After taking turns washing it down with a hose, more than a half-dozen members of the Shepherdstown Volunteer Fire Department squatted down Sunday, gave it a good heave-ho and physically pushed their brand-new fire engine into the open bay doors of their fire station.
The ceremony is a time-honored tradition within the fire service that plays out across the country whenever a department obtains a new engine.
The 2012 Pierce Velocity Engine replaces the department's old Engine 3, a 1989 Pierce Dash Engine that served the community of Shepherdstown and Jefferson County for more than two decades and responded to approximately 5,000 calls for service.
fSunday's ceremony wasn't just a chance to officially retire the department's old engine, but also a time to dedicate the new engine in honor of the late Kenneth Shipley, who joined the department in 1935 at the age of 16 and served faithfully until his death in 1951 of a heart attack.
A number of Shipley's children, as well as extended family members and relatives, were part of the ceremony and were given the honor of unveiling the marker affixed to the new engine dedicating it in the memory of Shipley.
"I think it's a very nice thing they've done here. For a fire company that's progressed like they have in a small community, they've got some real nice equipment. People around here ought to feel very good about that, and I think it was an honor they dedicated it to an older fella," said Bob Shipley, one of Kenneth Shipley's sons.
The department's new Engine 3 has a 500 horsepower motor with a 2,000-gallon-per-minute water pump and a tank that holds 750 gallons of water. The engine carries about 3,000 feet of fire hose and can transport six firemen to the scene of an emergency in its state-of-the-art cabin.

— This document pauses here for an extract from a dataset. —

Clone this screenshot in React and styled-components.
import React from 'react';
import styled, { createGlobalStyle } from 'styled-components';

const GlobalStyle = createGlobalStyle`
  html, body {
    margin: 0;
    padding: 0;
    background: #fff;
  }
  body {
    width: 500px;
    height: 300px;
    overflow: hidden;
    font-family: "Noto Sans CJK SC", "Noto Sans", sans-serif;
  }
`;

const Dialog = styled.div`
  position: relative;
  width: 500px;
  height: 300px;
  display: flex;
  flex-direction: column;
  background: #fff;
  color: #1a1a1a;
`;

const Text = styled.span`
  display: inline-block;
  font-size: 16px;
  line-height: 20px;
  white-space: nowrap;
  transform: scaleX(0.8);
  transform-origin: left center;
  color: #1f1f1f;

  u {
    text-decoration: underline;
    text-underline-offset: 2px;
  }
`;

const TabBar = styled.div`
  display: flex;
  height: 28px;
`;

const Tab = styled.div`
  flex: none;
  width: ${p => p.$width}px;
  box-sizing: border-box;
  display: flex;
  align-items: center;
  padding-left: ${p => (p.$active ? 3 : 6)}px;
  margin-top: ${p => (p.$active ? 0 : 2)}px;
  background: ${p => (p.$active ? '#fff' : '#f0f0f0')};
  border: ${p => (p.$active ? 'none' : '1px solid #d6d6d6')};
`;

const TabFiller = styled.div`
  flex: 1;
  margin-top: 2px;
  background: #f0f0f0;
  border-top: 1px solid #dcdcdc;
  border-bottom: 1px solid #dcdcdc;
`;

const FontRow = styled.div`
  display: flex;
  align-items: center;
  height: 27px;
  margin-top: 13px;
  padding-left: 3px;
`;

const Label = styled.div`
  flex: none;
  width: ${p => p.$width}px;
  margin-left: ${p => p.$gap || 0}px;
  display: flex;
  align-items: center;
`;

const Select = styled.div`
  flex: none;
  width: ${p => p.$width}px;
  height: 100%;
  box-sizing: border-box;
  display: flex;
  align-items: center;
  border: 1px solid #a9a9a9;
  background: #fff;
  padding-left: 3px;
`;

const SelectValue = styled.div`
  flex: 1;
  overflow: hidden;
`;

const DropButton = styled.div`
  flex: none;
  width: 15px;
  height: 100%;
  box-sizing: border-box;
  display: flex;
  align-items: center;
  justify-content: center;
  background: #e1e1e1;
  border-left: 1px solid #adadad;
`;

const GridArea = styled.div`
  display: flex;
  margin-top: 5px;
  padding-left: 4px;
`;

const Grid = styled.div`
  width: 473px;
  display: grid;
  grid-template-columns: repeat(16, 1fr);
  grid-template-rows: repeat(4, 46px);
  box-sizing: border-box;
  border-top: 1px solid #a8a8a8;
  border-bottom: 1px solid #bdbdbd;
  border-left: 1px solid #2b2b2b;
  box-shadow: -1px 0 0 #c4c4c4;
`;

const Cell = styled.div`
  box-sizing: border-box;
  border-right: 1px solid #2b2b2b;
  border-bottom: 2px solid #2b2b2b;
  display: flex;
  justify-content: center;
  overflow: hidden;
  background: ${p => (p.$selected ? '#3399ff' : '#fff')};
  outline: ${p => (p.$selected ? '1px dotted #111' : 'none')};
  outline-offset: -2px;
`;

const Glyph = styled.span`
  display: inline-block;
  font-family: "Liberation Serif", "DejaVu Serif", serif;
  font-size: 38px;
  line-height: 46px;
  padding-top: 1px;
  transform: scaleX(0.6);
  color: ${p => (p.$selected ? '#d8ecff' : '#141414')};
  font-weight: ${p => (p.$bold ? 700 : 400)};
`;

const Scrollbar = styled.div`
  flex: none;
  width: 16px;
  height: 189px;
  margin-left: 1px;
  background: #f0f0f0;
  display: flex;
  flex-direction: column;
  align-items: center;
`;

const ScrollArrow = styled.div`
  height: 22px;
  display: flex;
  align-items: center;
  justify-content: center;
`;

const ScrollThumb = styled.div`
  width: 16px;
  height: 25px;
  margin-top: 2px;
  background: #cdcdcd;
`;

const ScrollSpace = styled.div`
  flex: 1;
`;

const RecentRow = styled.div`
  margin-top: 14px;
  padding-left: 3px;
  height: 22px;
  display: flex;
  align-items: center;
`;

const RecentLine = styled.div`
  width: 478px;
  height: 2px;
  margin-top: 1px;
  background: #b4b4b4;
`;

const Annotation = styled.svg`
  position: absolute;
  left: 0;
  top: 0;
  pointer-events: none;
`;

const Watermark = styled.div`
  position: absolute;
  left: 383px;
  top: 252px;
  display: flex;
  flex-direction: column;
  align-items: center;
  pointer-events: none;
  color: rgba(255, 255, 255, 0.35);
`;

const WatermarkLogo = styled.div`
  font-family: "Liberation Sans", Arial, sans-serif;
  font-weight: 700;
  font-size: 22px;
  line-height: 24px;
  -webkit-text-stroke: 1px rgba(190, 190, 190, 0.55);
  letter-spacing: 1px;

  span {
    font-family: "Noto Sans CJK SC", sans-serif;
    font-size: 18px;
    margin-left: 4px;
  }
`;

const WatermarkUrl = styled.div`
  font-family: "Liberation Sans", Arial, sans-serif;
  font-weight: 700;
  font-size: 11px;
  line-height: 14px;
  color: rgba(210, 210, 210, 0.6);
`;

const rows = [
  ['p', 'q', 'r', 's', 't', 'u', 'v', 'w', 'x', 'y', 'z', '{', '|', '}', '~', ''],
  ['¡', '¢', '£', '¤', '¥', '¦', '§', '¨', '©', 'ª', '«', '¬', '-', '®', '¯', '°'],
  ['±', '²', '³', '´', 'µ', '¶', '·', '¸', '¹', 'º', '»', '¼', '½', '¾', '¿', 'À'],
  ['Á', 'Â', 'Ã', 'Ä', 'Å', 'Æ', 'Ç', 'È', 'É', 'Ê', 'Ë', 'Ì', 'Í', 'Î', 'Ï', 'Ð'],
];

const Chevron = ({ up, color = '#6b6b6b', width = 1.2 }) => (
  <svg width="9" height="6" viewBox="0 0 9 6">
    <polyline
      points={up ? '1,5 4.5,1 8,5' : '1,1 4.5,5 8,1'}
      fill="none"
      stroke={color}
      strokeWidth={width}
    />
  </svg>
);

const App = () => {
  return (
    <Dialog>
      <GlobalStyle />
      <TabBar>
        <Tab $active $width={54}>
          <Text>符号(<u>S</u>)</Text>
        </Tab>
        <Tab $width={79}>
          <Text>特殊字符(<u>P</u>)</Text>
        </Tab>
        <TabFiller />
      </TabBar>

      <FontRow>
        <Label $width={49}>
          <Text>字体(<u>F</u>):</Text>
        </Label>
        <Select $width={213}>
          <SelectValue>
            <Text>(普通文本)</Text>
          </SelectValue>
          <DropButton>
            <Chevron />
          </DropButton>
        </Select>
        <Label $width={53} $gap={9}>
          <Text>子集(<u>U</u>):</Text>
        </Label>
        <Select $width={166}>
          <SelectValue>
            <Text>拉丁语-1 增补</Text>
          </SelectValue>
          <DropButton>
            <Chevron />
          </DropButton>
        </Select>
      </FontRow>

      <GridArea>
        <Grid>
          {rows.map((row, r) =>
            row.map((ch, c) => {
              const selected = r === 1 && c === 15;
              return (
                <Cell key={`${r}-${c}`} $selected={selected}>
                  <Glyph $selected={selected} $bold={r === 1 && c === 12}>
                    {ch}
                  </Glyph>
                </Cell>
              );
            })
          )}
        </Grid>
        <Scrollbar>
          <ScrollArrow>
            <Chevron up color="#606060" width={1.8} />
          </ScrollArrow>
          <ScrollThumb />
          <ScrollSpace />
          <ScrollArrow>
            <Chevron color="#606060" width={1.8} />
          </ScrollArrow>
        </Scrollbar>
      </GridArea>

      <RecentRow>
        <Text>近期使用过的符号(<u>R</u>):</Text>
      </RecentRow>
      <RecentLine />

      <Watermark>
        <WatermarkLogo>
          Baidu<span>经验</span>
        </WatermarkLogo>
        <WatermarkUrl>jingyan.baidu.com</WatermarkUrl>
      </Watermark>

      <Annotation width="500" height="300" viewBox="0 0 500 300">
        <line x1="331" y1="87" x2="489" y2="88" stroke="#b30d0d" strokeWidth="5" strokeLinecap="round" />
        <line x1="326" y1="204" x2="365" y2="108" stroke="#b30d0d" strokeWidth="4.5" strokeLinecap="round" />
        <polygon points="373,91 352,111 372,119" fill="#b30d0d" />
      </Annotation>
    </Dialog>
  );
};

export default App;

"For two years we had a committee that worked on this engine. We talked about everything from the tires that are hitting the ground to the nozzle on the end of the hose. Quite a bit of work went into it," Shepherdstown Volunteer Fire Department President Craig Simpson said.
The new engine costs more than $500,000, money that members helped to raise with the support of the local community.

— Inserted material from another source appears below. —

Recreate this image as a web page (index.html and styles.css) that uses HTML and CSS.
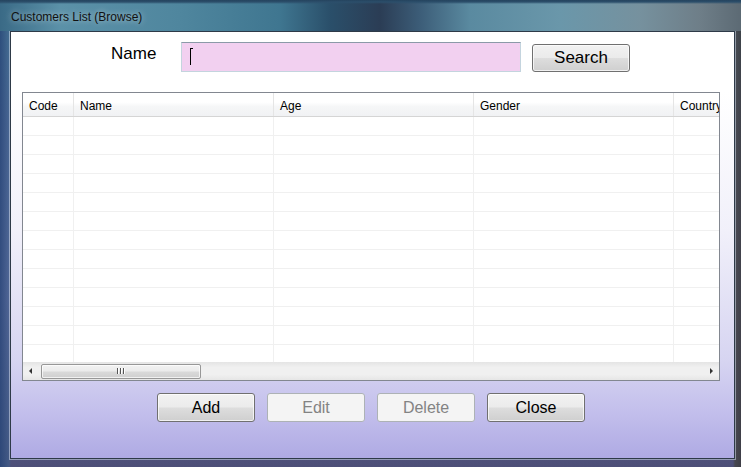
FILE: index.html
```html
<!DOCTYPE html>
<html>
<head>
<meta charset="utf-8">
<link rel="stylesheet" href="styles.css">
</head>
<body>
<div class="window">
  <div class="titlebar"><span class="title">Customers List (Browse)</span></div>
  <div class="client">
    <div class="search-row">
      <label class="name-label">Name</label>
      <div class="name-input"><span class="caret"></span></div>
      <button class="btn btn-search">Search</button>
    </div>
    <div class="grid">
      <div class="grid-head">
        <div class="hc c1">Code</div>
        <div class="hc c2">Name</div>
        <div class="hc c3">Age</div>
        <div class="hc c4">Gender</div>
        <div class="hc c5">Country</div>
      </div>
      <div class="grid-body">
        <div class="row"><div class="c1"></div><div class="c2"></div><div class="c3"></div><div class="c4"></div><div class="c5"></div></div>
        <div class="row"><div class="c1"></div><div class="c2"></div><div class="c3"></div><div class="c4"></div><div class="c5"></div></div>
        <div class="row"><div class="c1"></div><div class="c2"></div><div class="c3"></div><div class="c4"></div><div class="c5"></div></div>
        <div class="row"><div class="c1"></div><div class="c2"></div><div class="c3"></div><div class="c4"></div><div class="c5"></div></div>
        <div class="row"><div class="c1"></div><div class="c2"></div><div class="c3"></div><div class="c4"></div><div class="c5"></div></div>
        <div class="row"><div class="c1"></div><div class="c2"></div><div class="c3"></div><div class="c4"></div><div class="c5"></div></div>
        <div class="row"><div class="c1"></div><div class="c2"></div><div class="c3"></div><div class="c4"></div><div class="c5"></div></div>
        <div class="row"><div class="c1"></div><div class="c2"></div><div class="c3"></div><div class="c4"></div><div class="c5"></div></div>
        <div class="row"><div class="c1"></div><div class="c2"></div><div class="c3"></div><div class="c4"></div><div class="c5"></div></div>
        <div class="row"><div class="c1"></div><div class="c2"></div><div class="c3"></div><div class="c4"></div><div class="c5"></div></div>
        <div class="row"><div class="c1"></div><div class="c2"></div><div class="c3"></div><div class="c4"></div><div class="c5"></div></div>
        <div class="row"><div class="c1"></div><div class="c2"></div><div class="c3"></div><div class="c4"></div><div class="c5"></div></div>
        <div class="row"><div class="c1"></div><div class="c2"></div><div class="c3"></div><div class="c4"></div><div class="c5"></div></div>
        <div class="row"><div class="c1"></div><div class="c2"></div><div class="c3"></div><div class="c4"></div><div class="c5"></div></div>
      </div>
      <div class="hscroll">
        <div class="arrow arrow-left"></div>
        <div class="track">
          <div class="thumb"><span class="grip"></span><span class="grip"></span><span class="grip"></span></div>
        </div>
        <div class="arrow arrow-right"></div>
      </div>
    </div>
    <div class="actions">
      <button class="btn btn-action">Add</button>
      <button class="btn btn-action" disabled>Edit</button>
      <button class="btn btn-action" disabled>Delete</button>
      <button class="btn btn-action">Close</button>
    </div>
  </div>
</div>
</body>
</html>
```

FILE: styles.css
```css
html, body {
  margin: 0;
  padding: 0;
  width: 741px;
  height: 467px;
  overflow: hidden;
}

.window {
  width: 741px;
  height: 467px;
  display: flex;
  flex-direction: column;
  background:
    linear-gradient(90deg, rgba(40,70,120,0.85) 0px, rgba(60,95,140,0.6) 9px, rgba(0,0,0,0) 11px, rgba(0,0,0,0) 733px, rgba(70,70,75,0.9) 735px, rgba(60,60,65,0.9) 741px),
    linear-gradient(180deg, #5e93a9 0px, #4d7f98 31px, #5a6f9c 120px, #6d6fa3 300px, #4d4f78 467px);
  font-family: "Liberation Sans", Arial, sans-serif;
}

.titlebar {
  height: 31px;
  flex: none;
  position: relative;
  background:
    linear-gradient(180deg, #25445e 0px, #2c4f6b 2px, rgba(0,0,0,0) 4px),
    linear-gradient(90deg, #3a6a86 0px, #5b91a8 60px, #4f869e 180px, #3f7690 280px, #2a4f6a 330px, #2b3d55 380px, #3c5d78 420px, #5a8aa0 470px, #6a97aa 560px, #76919e 640px, #6e7e88 700px, #5c6a74 741px);
}

.title {
  position: absolute;
  left: 11px;
  top: 10px;
  font-size: 12px;
  color: #111;
  font-family: "Liberation Sans", Arial, sans-serif;
  text-shadow: 0 0 6px rgba(255,255,255,0.6);
}

.client {
  margin: 0 6px 8px 10px;
  flex: 1;
  box-sizing: border-box;
  border: 1px solid #2e3a48;
  box-shadow: 0 0 0 1px rgba(210,220,235,0.55);
  background: linear-gradient(180deg, #ffffff 0px, #ffffff 60px, #f1f0fa 200px, #d6d4f1 330px, #c3bfec 380px, #aea9e3 428px);
  display: flex;
  flex-direction: column;
}

.search-row {
  display: flex;
  align-items: center;
  height: 30px;
  margin-top: 10px;
  padding-left: 100px;
}

.name-label {
  font-size: 17px;
  color: #000;
  width: 70px;
  margin-top: -6px;
}

.name-input {
  width: 340px;
  height: 30px;
  box-sizing: border-box;
  background: #f2d0f0;
  border: 1px solid #c4d4de;
  border-top-color: #8b9aa8;
  position: relative;
}

.caret {
  position: absolute;
  left: 8px;
  top: 5px;
  width: 1px;
  height: 17px;
  background: #000;
}
.caret::before {
  content: "";
  position: absolute;
  left: 0;
  top: 0;
  width: 3px;
  height: 1px;
  background: #000;
}

.btn {
  font-family: "Liberation Sans", Arial, sans-serif;
  box-sizing: border-box;
  border: 1px solid #707070;
  border-radius: 3px;
  background: linear-gradient(180deg, #f2f2f2 0%, #ebebeb 48%, #dddddd 52%, #cfcfcf 100%);
  box-shadow: inset 0 0 0 1px rgba(255,255,255,0.7);
  color: #000;
  padding: 0;
}

.btn-search {
  width: 98px;
  height: 28px;
  margin-left: 11px;
  font-size: 17px;
  margin-top: 2px;
}

.grid {
  margin: 20px 0 0 11px;
  width: 698px;
  height: 289px;
  box-sizing: border-box;
  border: 1px solid #828790;
  background: #fff;
  display: flex;
  flex-direction: column;
  overflow: hidden;
}

.grid-head {
  display: flex;
  height: 24px;
  flex: none;
  box-sizing: border-box;
  border-bottom: 1px solid #d5d5d5;
  background: linear-gradient(180deg, #ffffff 0%, #ffffff 40%, #f5f6f7 60%, #f1f2f4 100%);
}

.hc {
  box-sizing: border-box;
  font-size: 12px;
  color: #000;
  padding: 6px 0 0 6px;
  border-right: 1px solid #e5e5e5;
  white-space: nowrap;
  overflow: hidden;
  flex: none;
}

.c1 { width: 51px; }
.c2 { width: 200px; }
.c3 { width: 200px; }
.c4 { width: 200px; }
.c5 { width: 200px; }

.grid-body {
  flex: 1;
  overflow: hidden;
}

.row {
  display: flex;
  height: 19px;
  box-sizing: border-box;
  border-bottom: 1px solid #f0f0f0;
}
.row > div {
  flex: none;
  box-sizing: border-box;
  border-right: 1px solid #f0f0f0;
}

.hscroll {
  height: 18px;
  flex: none;
  display: flex;
  align-items: center;
  background: linear-gradient(180deg, #e4e4e4 0%, #f0f0f0 30%, #f0f0f0 70%, #e6e6e6 100%);
}

.arrow {
  width: 17px;
  height: 18px;
  flex: none;
  position: relative;
}
.arrow::after {
  content: "";
  position: absolute;
  top: 6px;
  width: 0;
  height: 0;
  border-top: 3px solid transparent;
  border-bottom: 3px solid transparent;
}
.arrow-left::after {
  left: 6px;
  border-right: 3px solid #333;
}
.arrow-right::after {
  left: 8px;
  border-left: 3px solid #333;
}

.track {
  flex: 1;
  height: 18px;
  display: flex;
  align-items: center;
}

.thumb {
  width: 160px;
  height: 15px;
  margin-left: 1px;
  box-sizing: border-box;
  border: 1px solid #979797;
  border-radius: 2px;
  background: linear-gradient(180deg, #f2f2f2 0%, #ebebeb 48%, #dadada 52%, #cfcfcf 100%);
  box-shadow: inset 0 0 0 1px rgba(255,255,255,0.7);
  display: flex;
  justify-content: center;
  align-items: center;
  gap: 1px;
}

.grip {
  width: 1px;
  height: 6px;
  background: #555;
  box-shadow: 1px 0 0 #fff;
  margin-right: 1px;
}

.actions {
  display: flex;
  gap: 12px;
  margin: 12px 0 0 146px;
}

.btn-action {
  width: 98px;
  height: 29px;
  font-size: 16px;
}

.btn-action:disabled {
  background: #f4f4f4;
  border-color: #adb2b5;
  color: #838383;
  box-shadow: none;
}
```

"We believe that this fire truck will be a truck to serve Shepherdstown and the area for quite some time," Simpson said.
Shepherdstown Fire Chief Ross Morgan told those who gathered for the dedication ceremony that it was time to add another page to the department's history book. He said placing the new pieces of apparatus into service was not an easy task to complete. It required sound planning, and a dedicated committee was charged with turning the new engine into a reality. The committee included fire department members Andrew Arnold, Zac Morgan, Brian Fluharty, Simpson and Ron Kemp.
"It's exciting because it's a been a two-year process. Literally every nut and every bolt has been gone through using our projected community's needs, and how we operate as a system is how this thing was built. It was really set up for quick, aggressive fire attack," said Arnold, who chaired the department's apparatus committee.

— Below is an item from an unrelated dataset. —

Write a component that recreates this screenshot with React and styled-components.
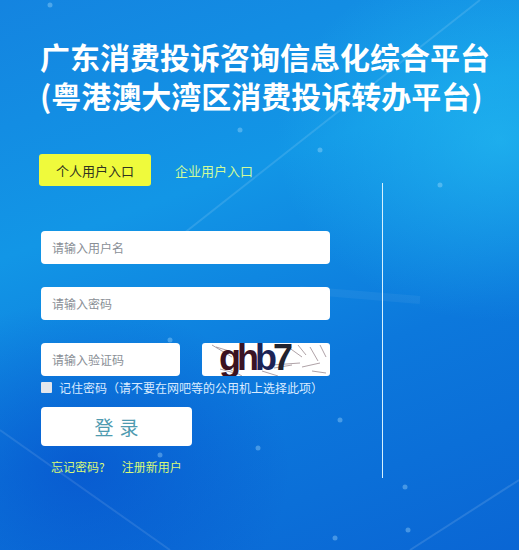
import React from 'react'
import styled, { createGlobalStyle } from 'styled-components'

const GlobalStyle = createGlobalStyle`
  html, body {
    margin: 0;
    padding: 0;
  }
  body {
    font-family: "Noto Sans CJK SC", "Microsoft YaHei", sans-serif;
  }
`

const Page = styled.div`
  position: relative;
  width: 519px;
  height: 550px;
  overflow: hidden;
  box-sizing: border-box;
  padding: 37px 0 0 40px;
  background:
    radial-gradient(ellipse 320px 260px at 500px 140px, rgba(40, 200, 245, 0.55), transparent 70%),
    radial-gradient(ellipse 300px 240px at 80px 470px, rgba(5, 70, 200, 0.55), transparent 70%),
    linear-gradient(160deg, #1484e0 0%, #1296e6 35%, #0c78dc 65%, #0a66d4 100%);
`

const Decor = styled.svg`
  position: absolute;
  inset: 0;
  pointer-events: none;
`

const Content = styled.div`
  position: relative;
`

const Title = styled.h1`
  margin: 0;
  font-size: 30px;
  font-weight: 700;
  color: #ffffff;
  white-space: nowrap;
`

const TitleLine = styled.div`
  height: 39px;
  line-height: 39px;
`

const Body = styled.div`
  display: flex;
  margin-top: 39px;
`

const FormColumn = styled.div`
  width: 290px;
  padding-left: 1px;
`

const Divider = styled.div`
  width: 1px;
  height: 295px;
  margin: 29px 0 0 51px;
  background: #d6f2ff;
`

const Tabs = styled.div`
  display: flex;
  align-items: center;
  height: 32px;
`

const Tab = styled.div`
  height: 32px;
  display: flex;
  align-items: center;
  justify-content: center;
  font-size: 13px;
  border-radius: 3px;
  ${({ $active }) =>
    $active
      ? `
    width: 112px;
    margin-left: -2px;
    background: #effa3c;
    color: #2f3320;
  `
      : `
    margin-left: 24px;
    color: #cffb9a;
  `}
`

const Fields = styled.div`
  display: flex;
  flex-direction: column;
  gap: 23px;
  margin-top: 45px;
`

const Input = styled.div`
  width: ${({ $w }) => $w || 289}px;
  height: 33px;
  box-sizing: border-box;
  padding-left: 11px;
  display: flex;
  align-items: center;
  background: #ffffff;
  border-radius: 4px;
  font-size: 12px;
  color: #8a8f96;
`

const CaptchaRow = styled.div`
  display: flex;
  justify-content: space-between;
  width: 289px;
`

const Captcha = styled.div`
  position: relative;
  width: 128px;
  height: 33px;
  background: #ffffff;
  border-radius: 3px;
  overflow: hidden;
  display: flex;
  align-items: flex-start;
  padding-left: 17px;
  box-sizing: border-box;
`

const CaptchaChar = styled.span`
  position: relative;
  font-family: "Liberation Sans", Arial, sans-serif;
  font-weight: 700;
  font-size: 36px;
  line-height: 36px;
  margin-top: -3px;
  letter-spacing: -4px;
  color: ${({ $c }) => $c};
`

const Noise = styled.svg`
  position: absolute;
  inset: 0;
`

const Remember = styled.label`
  display: flex;
  align-items: center;
  gap: 7px;
  height: 20px;
  margin-top: 1px;
  font-size: 12px;
  color: #d9ebff;
`

const Box = styled.span`
  width: 11px;
  height: 11px;
  background: #e2e6ec;
  border-radius: 1px;
`

const LoginButton = styled.div`
  width: 151px;
  height: 39px;
  margin-top: 10px;
  display: flex;
  align-items: center;
  justify-content: center;
  background: #ffffff;
  border-radius: 4px;
  font-size: 19px;
  letter-spacing: 6px;
  padding-left: 6px;
  box-sizing: border-box;
  color: #4f9bb0;
`

const Links = styled.div`
  display: flex;
  gap: 17px;
  margin: 12px 0 0 10px;
  font-size: 12px;
  color: #d9fa78;
`

const captcha = [
  { ch: 'g', c: '#3b1220' },
  { ch: 'h', c: '#3a1426' },
  { ch: 'b', c: '#1c2356' },
  { ch: '7', c: '#22222e' },
]

function App() {
  return (
    <>
      <GlobalStyle />
      <Page>
        <Decor width="519" height="550">
          <line x1="480" y1="0" x2="150" y2="260" stroke="rgba(255,255,255,0.12)" strokeWidth="2" />
          <line x1="0" y1="430" x2="170" y2="550" stroke="rgba(255,255,255,0.10)" strokeWidth="2" />
          <line x1="519" y1="480" x2="410" y2="550" stroke="rgba(255,255,255,0.12)" strokeWidth="2" />
          <line x1="300" y1="290" x2="420" y2="300" stroke="rgba(255,255,255,0.05)" strokeWidth="8" />
          {[[50, 5], [240, 130], [320, 150], [340, 420], [258, 448], [405, 487], [335, 538], [408, 530], [440, 185], [160, 455], [170, 340]].map(([x, y], i) => (
            <circle key={i} cx={x} cy={y} r="2.5" fill="rgba(180,230,255,0.35)" />
          ))}
        </Decor>
        <Content>
          <Title>
            <TitleLine>广东消费投诉咨询信息化综合平台</TitleLine>
            <TitleLine>(粤港澳大湾区消费投诉转办平台)</TitleLine>
          </Title>
          <Body>
            <FormColumn>
              <Tabs>
                <Tab $active>个人用户入口</Tab>
                <Tab>企业用户入口</Tab>
              </Tabs>
              <Fields>
                <Input>请输入用户名</Input>
                <Input>请输入密码</Input>
                <CaptchaRow>
                  <Input $w={139}>请输入验证码</Input>
                  <Captcha>
                    <Noise width="128" height="33">
                      <g stroke="#9a8a90" strokeWidth="0.8" fill="none">
                        <path d="M10 2 L30 14" />
                        <path d="M14 4 L34 10" />
                        <path d="M18 26 L36 31" />
                        <path d="M20 22 L40 33" />
                        <path d="M60 28 L76 33" />
                        <path d="M70 22 L98 20" />
                        <path d="M86 4 L100 14" />
                        <path d="M96 2 L104 12" />
                        <path d="M108 4 L116 18" />
                        <path d="M100 24 L118 20" />
                        <path d="M110 28 L124 30" />
                        <path d="M72 25 L90 22" />
                        <path d="M118 2 L124 14" />
                      </g>
                    </Noise>
                    {captcha.map(({ ch, c }) => (
                      <CaptchaChar key={ch} $c={c}>{ch}</CaptchaChar>
                    ))}
                  </Captcha>
                </CaptchaRow>
              </Fields>
              <Remember>
                <Box />
                记住密码（请不要在网吧等的公用机上选择此项）
              </Remember>
              <LoginButton>登录</LoginButton>
              <Links>
                <span>忘记密码?</span>
                <span>注册新用户</span>
              </Links>
            </FormColumn>
            <Divider />
          </Body>
        </Content>
      </Page>
    </>
  )
}

export default App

Ross Morgan also said the money needed for the engine required the willingness and dedication of the department and the community to raise it and to make sure the engine could be purchased.
"Our membership had the experience, the expertise and patience to build a fire engine, and we had the dedication to raise the funds to pay for it. Most importantly - and I cannot stress this enough how important this is - is the wonderful support we received from our community, both financially and through hands-on help. We cannot survive without them," Ross Morgan said.
The dedication of the new engine in memory of a fellow firefighter is a new tradition that Morgan said will continue from this day forward. He said there were many names considered, but the one name everyone agreed on was Shipley's.
"He was a faithful and dedicated fireman," Ross Morgan said.
Shipley's family was also very much involved in the fire service. His wife could be considered the first dispatcher in the Shepherdstown area, as she was the one that received word of an emergency and would alert the firemen at the department of the call. At the time, Shipley's family lived in the department's old fire hall.
"I was just a little one when we moved there. We had an apartment there. You didn't have electric heat and my mother and he fired those old coal stoves back then. I could tell a whole story about it, but it was something else," said Shipley's oldest daughter, Velma. Shipley's bother, C.W. "Cop" Shipley, served as fire chief of the department from 1937 to 1958. Another brother was a captain with the Martinsburg Fire Department. Shipley's twin sons were also members of the fire department in the 1960s.
In February 1951, Shipley died suddenly and unexpectedly. Following an emergency call, he returned to work and began complaining of chest pains. He immediately went to a doctor, was treated and was sent home to rest where he suffered a second, fatal heart attack.
"I truly feel this fireman deserves this recognition," Morgan said of the department's decision to dedicate the engine in Shipley's honor.